For landings, Drumheller reminded me that the way to land a long body is to neutralize the heavy forward pitch moment by running the electric trim full up during the flare. That produces near-perfect touchdowns every time.
The Acclaim climbs briskly at about 1100 to 1200 FPM to as high you want, with good visibility over the nose at 120 knots cruise climb speed. Although Mooney lowered the glareshield in the new models, the view forward isn’t as expansive as a Cirrus or a Diamond. That’s a consequence of the small frontal area that gives the airplane its speed.
And the speed is impressive. We climbed to 13,500 for a speed check—about 10 minutes—and noted 206 KTAS, leaned 50 rich of peak at 21.9 GPH. That’s a little slower than the POH numbers, but also not a practical fuel burn. On the economy side, at 50 degrees lean, the Acclaim trued at 172 knots on 11.1 gallons. That equates to seven hours of endurance and nearly 1200 miles of still-air range, with reserve.
If you want speed and economy, you’ll have to take the Acclaim high. At 25,000, it can do 216 knots on 16 GPH, for a still-air range of 1000 miles-plus. But only with two people and light bags. That’s probably the buyer Mooney will have to find for this airplane and/or people who just don’t like the Cirrus for whatever reasons. The Mooney offers a $100,000 lower price tag for comparably equipped airframes, but for someone who can afford to write a check for these aircraft, I’m not sure if price sensitivity is an issue. Drumheller says it is not between the Ovation and the Acclaim. Buyers who want to go fast just want to go fast and they’ll pay for the hardware to do that.

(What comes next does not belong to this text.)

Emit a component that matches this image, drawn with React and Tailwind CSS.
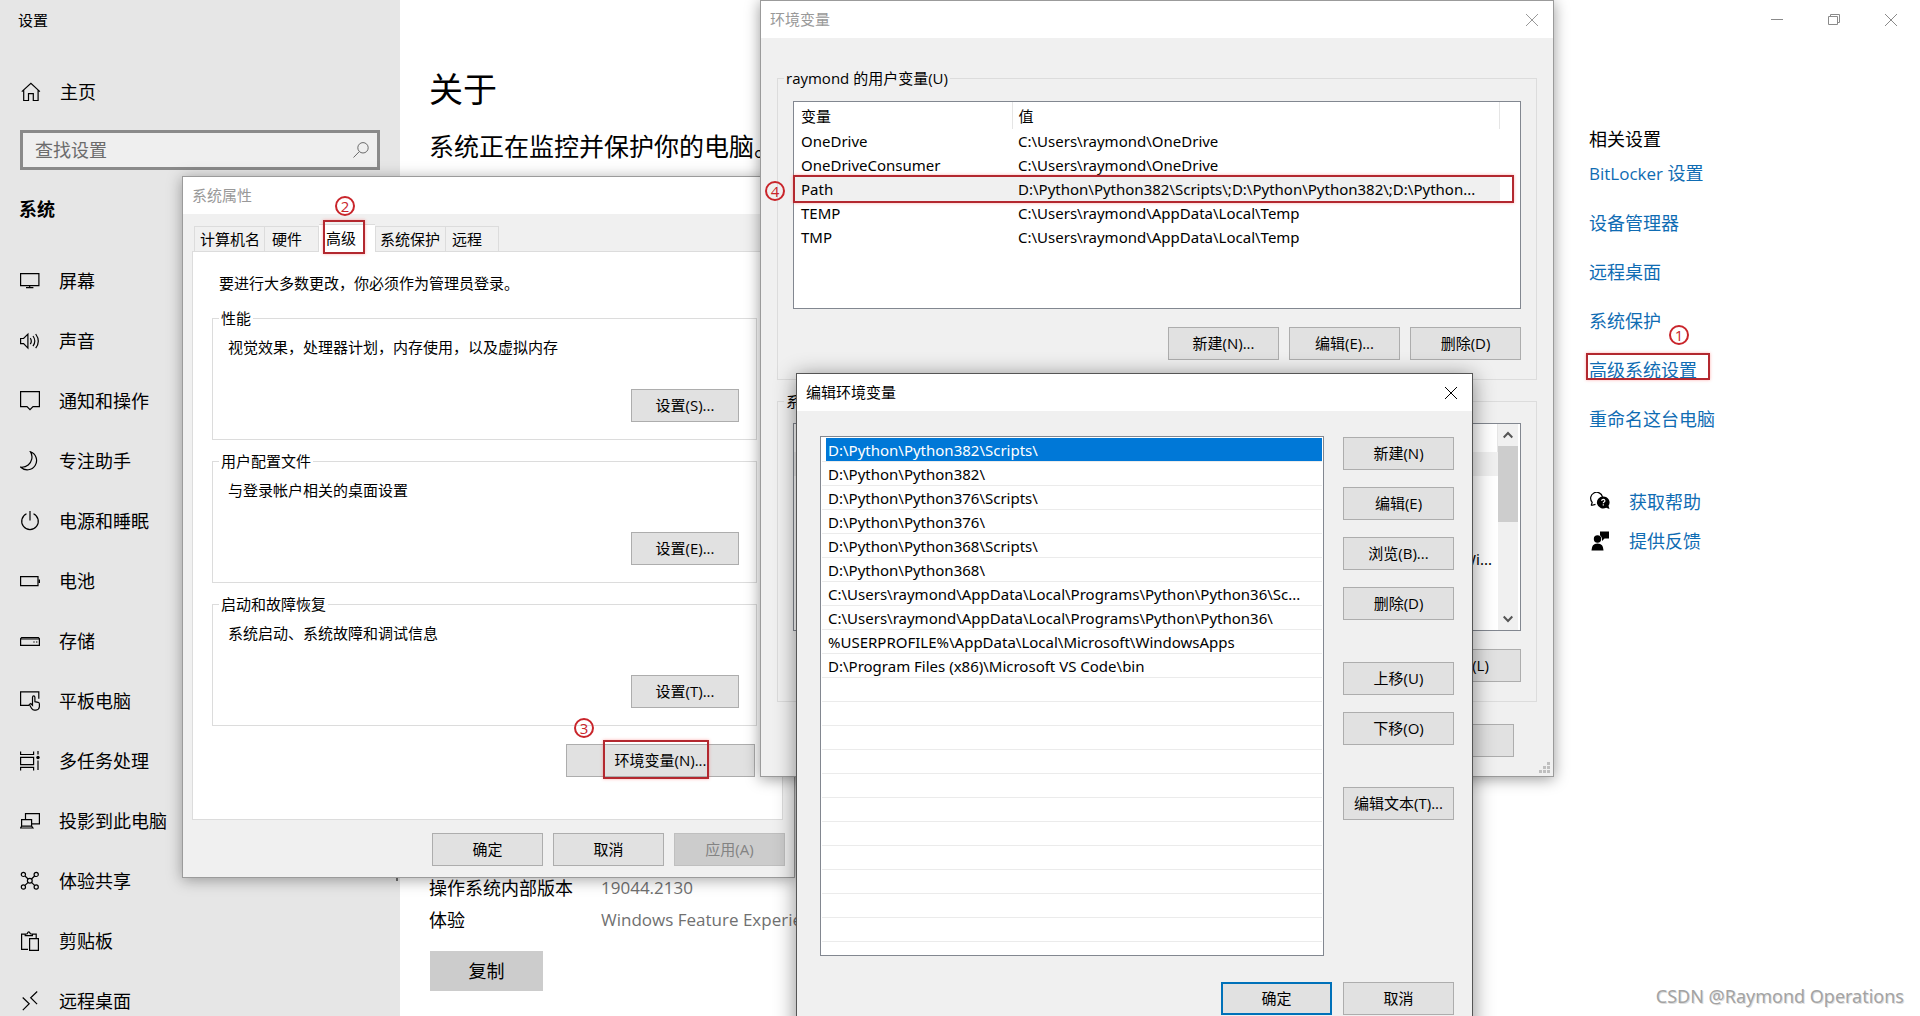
const FONT = "font-['Open_Sans','Noto_Sans_CJK_SC',sans-serif]";
const LIST_FONT = "font-['Noto_Sans','Noto_Sans_CJK_SC',sans-serif]";

function Icon({ children, className = "size-5" }) {
  return (
    <svg viewBox="0 0 20 20" className={className} fill="none" stroke="currentColor" strokeWidth="1.2" aria-hidden="true">
      {children}
    </svg>
  );
}

const NAV = [
  ["屏幕", <><path d="M.6 2.6h18.3v12H.6zM9.7 14.6v2M6 16.6h7.4" /></>],
  ["声音", <><path d="M.6 7.5h3l4.3-4.4v14L3.600 12.700h-3z" /><path d="M10.300 7.200q2 3 0 6M13 5q3.600 5 0 10.200M15.700 3q5.200 7.200 0 14.200" /></>],
  ["通知和操作", <path d="M.6.600h18.800v15h-6.400L10 18.700l-3-3.100H.6z" />],
  ["专注助手", <path d="M10.500.800a9.300 9.300 0 1 1-9.700 15.400c6 .6 10-3.600 11-8.400.5-2.800 0-5-1.300-7z" />],
  ["电源和睡眠", <><path d="M10 0v9.500" /><path d="M6.500 2.800a8.300 8.300 0 1 0 7 0" /></>],
  ["电池", <><path d="M.6 5.600h17.400v9H.6z" /><path d="M19.300 8.500v3.500" strokeWidth="1.500" /></>],
  ["存储", <><path d="M1.600 6.600h16.800l1 1.200v6.600H.6V7.800z" /><path d="M.6 8h18.800M13.300 11h1.400M16 11h1.400" /></>],
  ["平板电脑", <><path d="M9 14.400H.6V.800h18.200v7" /><path d="M9.300 13.500l1.500-1 1.700 1.800V6.200q.1-1.300 1.200-1.300t1.200 1.300v4.500l3.200.6q1.300.4 1.300 1.800v2.700q-.4 3.200-3.500 3.400h-1.500q-1.600-.1-2.600-1.500z" /></>],
  ["多任务处理", <><path d="M.6.500v3h13v-3M.6 6.300h13v7.400H.6zM.6 19.500v-3.200h13v3.200M18 0v3.500M18 9.500V19" /><circle cx="18" cy="6.500" r="1.700" fill="currentColor" stroke="none" /></>],
  ["投影到此电脑", <><path d="M5.500 8V2.600h13.900v10.300H12M1.600 8.600h10v6.600h-10zM.5 17l1.200-1.800h9.900l1.300 1.800z" /></>],
  ["体验共享", <><circle cx="3.400" cy="3.400" r="2.100" /><circle cx="16.200" cy="3.400" r="2.100" /><circle cx="3.400" cy="16" r="2.100" /><circle cx="16.200" cy="16" r="2.100" /><circle cx="9.800" cy="9.700" r="2.400" /><path d="M5 5l3.100 3M14.600 5l-3.100 3M5 14.400l3.100-3M14.600 14.400l-3.100-3" /></>],
  ["剪贴板", <><path d="M8 18.400H1.600V3.100h3.600M12.500 3.100h3.700v4M5.200 4.600V3.100l2-.3Q8.700-.9 10.400 2.800l2 .3v1.500z" /><path d="M9.600 7.600h8.800v11.800H9.600z" /></>],
  ["远程桌面", <path d="M2.700 6.500l6.500 6.300-6.400 6.300M17.200.500l-6.500 6.300 6.400 6.300" />],
];

const LINKS = ["设备管理器", "远程桌面", "系统保护"];

function CloseIcon() {
  return (
    <svg viewBox="0 0 12 12" className="size-3" fill="none" stroke="currentColor" aria-hidden="true">
      <path d="M0 0l12 12M12 0L0 12" />
    </svg>
  );
}

function Badge({ children, className }) {
  return (
    <span className={`absolute z-10 flex size-5 items-center justify-center rounded-full border-2 border-[#c9252b] text-[15px] leading-none text-[#c9252b] ${className}`}>
      {children}
    </span>
  );
}

function Frame({ className }) {
  return <span className={`pointer-events-none absolute z-10 border-2 border-[#b3282f] shadow-[0_0_3px_rgba(255,60,60,0.4)] ${className}`} />;
}

function Btn({ children, className = "w-[111px]", disabled }) {
  return (
    <button
      type="button"
      disabled={disabled}
      className={`flex h-[33px] items-center justify-center border border-[#adadad] bg-[#e1e1e1] pb-0.5 whitespace-nowrap disabled:border-[#bfbfbf] disabled:bg-[#cccccc] disabled:text-[#838383] ${className}`}
    >
      {children}
    </button>
  );
}

function TitleBar({ title, active, close = true }) {
  return (
    <header className={`flex h-[37px] items-center justify-between bg-white pr-[15px] pl-[9px] ${active ? "text-black" : "text-[#999999]"}`}>
      <h2 className="pb-0.5">{title}</h2>
      {close && <button type="button" aria-label="关闭"><CloseIcon /></button>}
    </header>
  );
}

function Group({ title, children, className = "" }) {
  return (
    <fieldset className={`border border-[#dcdcdc] ${className}`}>
      <legend className="ml-1.5 px-0.5">{title}</legend>
      {children}
    </fieldset>
  );
}

function Sidebar() {
  return (
    <aside className="relative w-[400px] shrink-0 overflow-hidden bg-[#e6e6e6] text-[18px]">
      <h1 className="flex h-10 items-center pl-[18px] text-[15px]">设置</h1>
      <a href="#home" className="mt-8 flex h-10 items-center gap-[19px] pl-[21px]">
        <Icon>
          <path d="M.8 9.600L9.900 1.200l9 8.400M2.700 8v10.500h4.800v-6.800h4.800v6.800h4.800V8" />
        </Icon>
        主页
      </a>
      <div className="relative mx-5 mt-[18px]">
        <input
          aria-label="查找设置"
          placeholder="查找设置"
          className="h-10 w-full border-3 border-[#8a8a8a] bg-[#efefef] pl-3 outline-none placeholder:text-[#6b6b6b]"
        />
        <svg viewBox="0 0 16 16" className="absolute top-3 right-[11px] size-4 text-[#6b6b6b]" fill="none" stroke="currentColor" aria-hidden="true">
          <circle cx="10" cy="5.800" r="5.200" />
          <path d="M6.300 9.600L.5 15.500" />
        </svg>
      </div>
      <h2 className="mt-[19px] flex h-10 items-center pl-[19px] font-bold">系统</h2>
      <nav className="mt-[22px]">
        {NAV.map(([label, icon]) => (
          <a key={label} href="#nav" className="flex h-[60px] items-center gap-[19px] pl-5">
            <Icon>{icon}</Icon>
            {label}
          </a>
        ))}
      </nav>
      <span className="absolute top-[251px] right-[2px] h-[630px] w-0.5 bg-[#6f6f6f]" />
    </aside>
  );
}

function SettingsPage() {
  return (
    <div className="flex min-w-0 flex-1 flex-col bg-white">
      <header className="flex h-10 shrink-0 justify-end pr-px text-[#8a8a8a]">
        <button type="button" aria-label="最小化" className="flex w-[57px] items-center justify-center">
          <svg viewBox="0 0 12 12" className="size-3" stroke="currentColor"><path d="M0 5.500h12" /></svg>
        </button>
        <button type="button" aria-label="还原" className="flex w-[57px] items-center justify-center">
          <svg viewBox="0 0 12 12" className="size-3" fill="none" stroke="currentColor"><path d="M.5 2.500h9v8h-9zM2.500 2.500V.500h9v8h-2" /></svg>
        </button>
        <button type="button" aria-label="关闭" className="flex w-[57px] items-center justify-center">
          <CloseIcon />
        </button>
      </header>
      <div className="flex flex-1">
        <main className="flex flex-1 flex-col pl-[29px]">
          <h2 className="mt-[29px] text-[34px] leading-10">关于</h2>
          <p className="mt-5 text-[25px] leading-[34px]">系统正在监控并保护你的电脑。</p>
          <dl className="mt-auto grid grid-cols-[172px_1fr] text-[18px] leading-8">
            <dt>操作系统内部版本</dt>
            <dd className="text-[17px] text-[#707070]">19044.2130</dd>
            <dt>体验</dt>
            <dd className="text-[17px] text-[#707070]">Windows Feature Experience Pack</dd>
          </dl>
          <button type="button" className="mt-[15px] mb-[25px] ml-px h-10 w-[113px] bg-[#cccccc] text-[18px]">复制</button>
        </main>
        <aside className="flex w-[331px] shrink-0 flex-col items-start pt-[87px] text-[18px] leading-6">
          <h3>相关设置</h3>
          <nav className="mt-2.5 flex flex-col items-start gap-[25px] text-[#0f6cb3]">
            <a href="#bitlocker"><span className="text-[17px]">BitLocker </span>设置</a>
            {LINKS.map((l) => <a key={l} href="#related">{l}</a>)}
            <a href="#advanced" className="relative">
              高级系统设置
              <Frame className="-top-[5px] -right-[13px] bottom-0.5 -left-[3px]" />
              <Badge className="-top-[33px] right-2">1</Badge>
            </a>
            <a href="#rename">重命名这台电脑</a>
          </nav>
          <nav className="mt-[59px] ml-px flex flex-col gap-[15px] text-[#0f6cb3]">
            <a href="#help" className="flex items-center gap-[19px]">
              <Icon className="size-5 text-black">
                <path d="M1.200 13.500l1-3.200A6 6 0 1 1 12.500 5M1.200 13.500l4.300-1.200" />
                <path d="M13.200 4.500a6.200 6 0 1 0 3 11.200l3.300 1.300-1-3.200a6.200 6 0 0 0-5.300-9.300z" fill="currentColor" stroke="none" />
                <path d="M11.600 8.800q.2-1.500 1.700-1.500t1.600 1.500q0 .8-.8 1.300t-.8 1.200M13.300 12.300v1.300" stroke="white" />
              </Icon>
              获取帮助
            </a>
            <a href="#feedback" className="flex items-center gap-[19px]">
              <Icon className="size-5 text-black">
                <g fill="currentColor" stroke="none">
                  <circle cx="7.500" cy="8" r="3.700" />
                  <path d="M1.500 19.500q0-7 6-7t6 7z" />
                  <path d="M10 .500h9v7h-4.500l-2.500 2.500V7.500a6 6 0 0 0-2-3.200z" />
                </g>
              </Icon>
              提供反馈
            </a>
          </nav>
        </aside>
      </div>
    </div>
  );
}

const TAB = "flex h-[25px] items-center border border-[#dcdcdc] border-b-0 bg-[#f0f0f0]";

function SystemProperties() {
  const groups = [
    ["性能", "视觉效果，处理器计划，内存使用，以及虚拟内存", "设置(S)..."],
    ["用户配置文件", "与登录帐户相关的桌面设置", "设置(E)..."],
    ["启动和故障恢复", "系统启动、系统故障和调试信息", "设置(T)..."],
  ];
  return (
    <section className="absolute top-[176px] left-[182px] w-[613px] border border-[#9b9b9b] bg-[#f0f0f0] shadow-[0_2px_14px_rgba(0,0,0,0.35)]">
      <TitleBar title="系统属性" close={false} />
      <div className="pt-2.5 pr-[11px] pl-[9px]">
        <div role="tablist" className="flex items-end pl-0.5">
          <button type="button" role="tab" className={`${TAB} w-[71px] pl-[5px]`}>计算机名</button>
          <button type="button" role="tab" className={`${TAB} w-[54px] border-l-0 pl-[7px]`}>硬件</button>
          <button type="button" role="tab" aria-selected="true" className="relative -mb-px flex h-7 w-[56px] items-center border-t border-[#dcdcdc] bg-white pb-0.5 pl-[7px]">
            高级
            <Frame className="-top-[5px] right-2.5 -bottom-[2px] left-1" />
            <Badge className="-top-[29px] left-4">2</Badge>
          </button>
          <button type="button" role="tab" className={`${TAB} w-[71px] pl-1`}>系统保护</button>
          <button type="button" role="tab" className={`${TAB} w-[53px] border-l-0 pl-1.5`}>远程</button>
        </div>
        <div role="tabpanel" className="border border-[#dcdcdc] bg-white pt-[21px] pr-[25px] pb-[42px] pl-[19px]">
          <p className="mb-[15px] pl-[7px]">要进行大多数更改，你必须作为管理员登录。</p>
          <div className="flex flex-col gap-[11px]">
            {groups.map(([title, text, btn]) => (
              <Group key={title} title={title} className="pr-[17px] pb-[17px]">
                <p className="mt-[9px] pl-[15px]">{text}</p>
                <Btn className="mt-8 ml-auto w-[108px]">{btn}</Btn>
              </Group>
            ))}
          </div>
          <div className="relative mt-[18px] mr-0.5 ml-auto w-[189px]">
            <Btn className="w-full">环境变量(N)...</Btn>
            <Frame className="-top-1 right-[46px] -bottom-0.5 left-[37px]" />
            <Badge className="-top-[26px] left-2">3</Badge>
          </div>
        </div>
      </div>
      <footer className="flex justify-end gap-2.5 pt-[13px] pr-[9px] pb-[11px]">
        <Btn>确定</Btn>
        <Btn>取消</Btn>
        <Btn disabled>应用(A)</Btn>
      </footer>
    </section>
  );
}

const USER_VARS = [
  ["OneDrive", "C:\\Users\\raymond\\OneDrive"],
  ["OneDriveConsumer", "C:\\Users\\raymond\\OneDrive"],
  ["Path", "D:\\Python\\Python382\\Scripts\\;D:\\Python\\Python382\\;D:\\Python..."],
  ["TEMP", "C:\\Users\\raymond\\AppData\\Local\\Temp"],
  ["TMP", "C:\\Users\\raymond\\AppData\\Local\\Temp"],
];

function EnvironmentVariables() {
  return (
    <section className="absolute top-0 left-[760px] w-[794px] border border-[#9b9b9b] bg-[#f0f0f0] shadow-[0_2px_14px_rgba(0,0,0,0.4)]">
      <TitleBar title="环境变量" />
      <div className="px-4 pt-[30px] pb-[19px]">
        <Group title="raymond 的用户变量(U)" className="pb-[19px]">
          <div className="relative mx-[15px] mt-[13px] h-[208px] border border-[#828790] bg-white">
            <table className="w-[706px] table-fixed border-collapse text-left">
              <colgroup><col className="w-[218px]" /><col /></colgroup>
              <thead>
                <tr className="h-[27px]">
                  <th className="border-r border-[#e5e5e5] pl-[7px] font-normal">变量</th>
                  <th className="border-r border-[#e5e5e5] pl-[6px] font-normal">值</th>
                </tr>
              </thead>
              <tbody className={LIST_FONT}>
                {USER_VARS.map(([name, value]) => (
                  <tr key={name} className={name === "Path" ? "h-6 bg-[#f0f0f0]" : "h-6"}>
                    <td className="pl-[7px]">{name}</td>
                    <td className="pl-[6px] whitespace-nowrap">{value}</td>
                  </tr>
                ))}
              </tbody>
            </table>
            <Frame className="top-[73px] right-1.5 -left-px h-7" />
            <Badge className="top-[79px] -left-[29px]">4</Badge>
          </div>
          <div className="mx-[15px] mt-[18px] flex justify-end gap-2.5">
            <Btn>新建(N)...</Btn>
            <Btn>编辑(E)...</Btn>
            <Btn>删除(D)</Btn>
          </div>
        </Group>
        <Group title="系统变量(S)" className="mt-[11px] pb-[19px]">
          <div className="mx-[15px] mt-3 flex h-[208px] justify-end border border-[#828790] bg-white pr-0.5">
            <div className="flex-1 border-[#e5e5e5]">
              <div className="h-7 border-r border-[#e5e5e5]" />
              <div className="h-6 bg-[#f0f0f0]" />
              <p className={`mt-[71px] pr-1.5 text-right leading-6 ${LIST_FONT}`}>C:\Windows\system32;C:\Windows;C:\Wi...</p>
            </div>
            <div className="flex w-5 flex-col items-center justify-between bg-[#f0f0f0] py-[7px] text-[#555555]">
              <svg viewBox="0 0 10 8" className="h-2 w-2.5" fill="none" stroke="currentColor" strokeWidth="2"><path d="M.7 6.500L5 2l4.300 4.500" /></svg>
              <span className="mt-[7px] mb-auto h-[76px] w-full bg-[#cdcdcd]" />
              <svg viewBox="0 0 10 8" className="h-2 w-2.5" fill="none" stroke="currentColor" strokeWidth="2"><path d="M.7 1.500L5 6l4.300-4.500" /></svg>
            </div>
          </div>
          <div className="mx-[15px] mt-[18px] flex justify-end gap-2.5">
            <Btn>新建(W)...</Btn>
            <Btn>编辑(I)...</Btn>
            <Btn>删除(L)</Btn>
          </div>
        </Group>
        <div className="mt-[22px] mr-[23px] flex justify-end gap-2.5">
          <Btn>确定</Btn>
          <Btn>取消</Btn>
        </div>
      </div>
      <svg viewBox="0 0 11 11" className="absolute right-[3px] bottom-[3px] size-[11px] fill-[#bfbfbf]" aria-hidden="true">
        <path d="M8 0h3v3H8zM8 4h3v3H8zM8 8h3v3H8zM4 4h3v3H4zM4 8h3v3H4zM0 8h3v3H0z" />
      </svg>
    </section>
  );
}

const PATHS = [
  "D:\\Python\\Python382\\Scripts\\",
  "D:\\Python\\Python382\\",
  "D:\\Python\\Python376\\Scripts\\",
  "D:\\Python\\Python376\\",
  "D:\\Python\\Python368\\Scripts\\",
  "D:\\Python\\Python368\\",
  "C:\\Users\\raymond\\AppData\\Local\\Programs\\Python\\Python36\\Sc...",
  "C:\\Users\\raymond\\AppData\\Local\\Programs\\Python\\Python36\\",
  "%USERPROFILE%\\AppData\\Local\\Microsoft\\WindowsApps",
  "D:\\Program Files (x86)\\Microsoft VS Code\\bin",
];

function EditVariable() {
  const rows = [...PATHS, ...Array(11).fill("")];
  return (
    <section className="absolute top-[373px] left-[796px] w-[677px] border border-[#555555] bg-[#f0f0f0] shadow-[0_3px_20px_rgba(0,0,0,0.45)]">
      <TitleBar title="编辑环境变量" active />
      <div className="pt-[25px] pr-[18px] pb-6 pl-[23px]">
        <div className="flex gap-[19px]">
          <ul className={`h-[520px] flex-1 overflow-hidden border border-[#828790] bg-white p-px ${LIST_FONT}`}>
            {rows.map((row, i) => (
              <li key={i} className="h-6 border-b border-[#ebebeb] pl-1 leading-[25px] whitespace-nowrap">
                <span className={i === 0 ? "block h-[23px] bg-[#0078d7] pl-0.5 text-white" : "block h-[23px] pl-0.5"}>{row}</span>
              </li>
            ))}
          </ul>
          <div className="flex flex-col gap-[17px] pt-px">
            <Btn>新建(N)</Btn>
            <Btn>编辑(E)</Btn>
            <Btn>浏览(B)...</Btn>
            <Btn>删除(D)</Btn>
            <Btn className="mt-[25px] w-[111px]">上移(U)</Btn>
            <Btn>下移(O)</Btn>
            <Btn className="mt-[25px] w-[111px]">编辑文本(T)...</Btn>
          </div>
        </div>
        <div className="mt-[26px] flex justify-end gap-[11px]">
          <Btn className="w-[111px] outline-2 -outline-offset-2 outline-[#0071b9]">确定</Btn>
          <Btn>取消</Btn>
        </div>
      </div>
    </section>
  );
}

export default function App() {
  return (
    <div className={`relative flex h-screen overflow-hidden text-[15px] leading-5 text-black ${FONT}`}>
      <Sidebar />
      <SettingsPage />
      <SystemProperties />
      <EnvironmentVariables />
      <EditVariable />
      <p className={`absolute right-4 bottom-1.5 text-[18px] leading-7 text-[#a3a3a3] [text-shadow:1px_1px_0_#dddddd] ${LIST_FONT}`}>
        CSDN @Raymond Operations
      </p>
    </div>
  );
}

Acclaim: Faster At All Altitudes
The Acclaim’s performance profile, top chart, is nothing if not flexible. It’s faster at all altitudes than anything in the four-seat high-performance class, although it gives up some climb performance to the Ovation at lower altitudes.
With tanks full, it’s a two-place airplane with a moderate baggage load. Three people will be a push, leaving payload enough for about 720 miles of still-air flying with a 45-minute reserve, as shown in the chart below. Those numbers assume best economy cruise below the oxygen altitudes.
For owners who don’t mind using a cannula or mask, the Acclaim’s performance reward is 230 knots-plus in the flight levels, where it leaves the competition far behind.
More Investment In Kerrville
Given Mooney’s string of bankruptcies, fire sales and musical CEOs, a buyer about to write a check for most of a megabuck for a new airplane might logically ask: Are these guys gonna survive?
The answer may reside in an unlikely place: A fenced-in cage at the back of Mooney’s main assembly hangar in Kerrville. From within comes the parts support for a fleet of more than 11,000 Mooneys, back to nearly day one.
Although that parts flow has been better in some years than others, support for the fleet has never dried up entirely and Mooney sales manager Jeff Magnus says the Meijing Group wants to keep it that way. Meijing, a China-based real estate developer, along with other investors, bought Mooney in 2013, renaming the company Mooney International.
The company admits to a capital infusion of at least $150 million, to include development of the now-shelved M10 project, factory improvements and the certification of the M20U and V models. It also funded a Chino, California-based design and development shop, which has since been shut down.
Magnus says the company is in the aviation business for the long haul and sees a profitable future when the long-awaited Chinese general aviation market potentiates. This remains an aspirational goal. A couple of M20s prepped for shipment to China were turned back into the U.S. market simply because China couldn’t readily process the certifications.
For the time being, the company is sustained by multiple revenue streams from spare parts and support, outside contract manufacturing for other aerospace companies and its own aircraft manufacturing.
In the current flat market, production at Mooney is about one airplane a month, but it hopes to reach as many as 30 a year within a year or two. “We think 50 a year is doable. The market can absorb that and that’s a sweet spot for us,” Magnus says. The longer view sees demand in China, if not for the M20 then for something else.
One something else was supposed to be the clean-sheet composite M10, a program that envisioned a fixed-gear trainer and a retractable cruiser. Mooney has indefinitely shelved that project in the face of weak potential demand.
The positive offshoot was that composite capability was moved to Kerrville and leveraged into building the composite cabin shell for the M20U and V. And Magnus says work done at Chino may yet find applications. “From the Meijing Group’s point of view, it just didn’t make sense to introduce three new airplanes. In a couple of years, you may see something similar to the M10 coming back,” Magnus said.
Meanwhile, he says the factory will begin supporting upgrades of older models with glass panels—Dynon is under consideration—and modern interiors provided as kits. Such packages, he says, would be provided to Mooney service centers for field installation.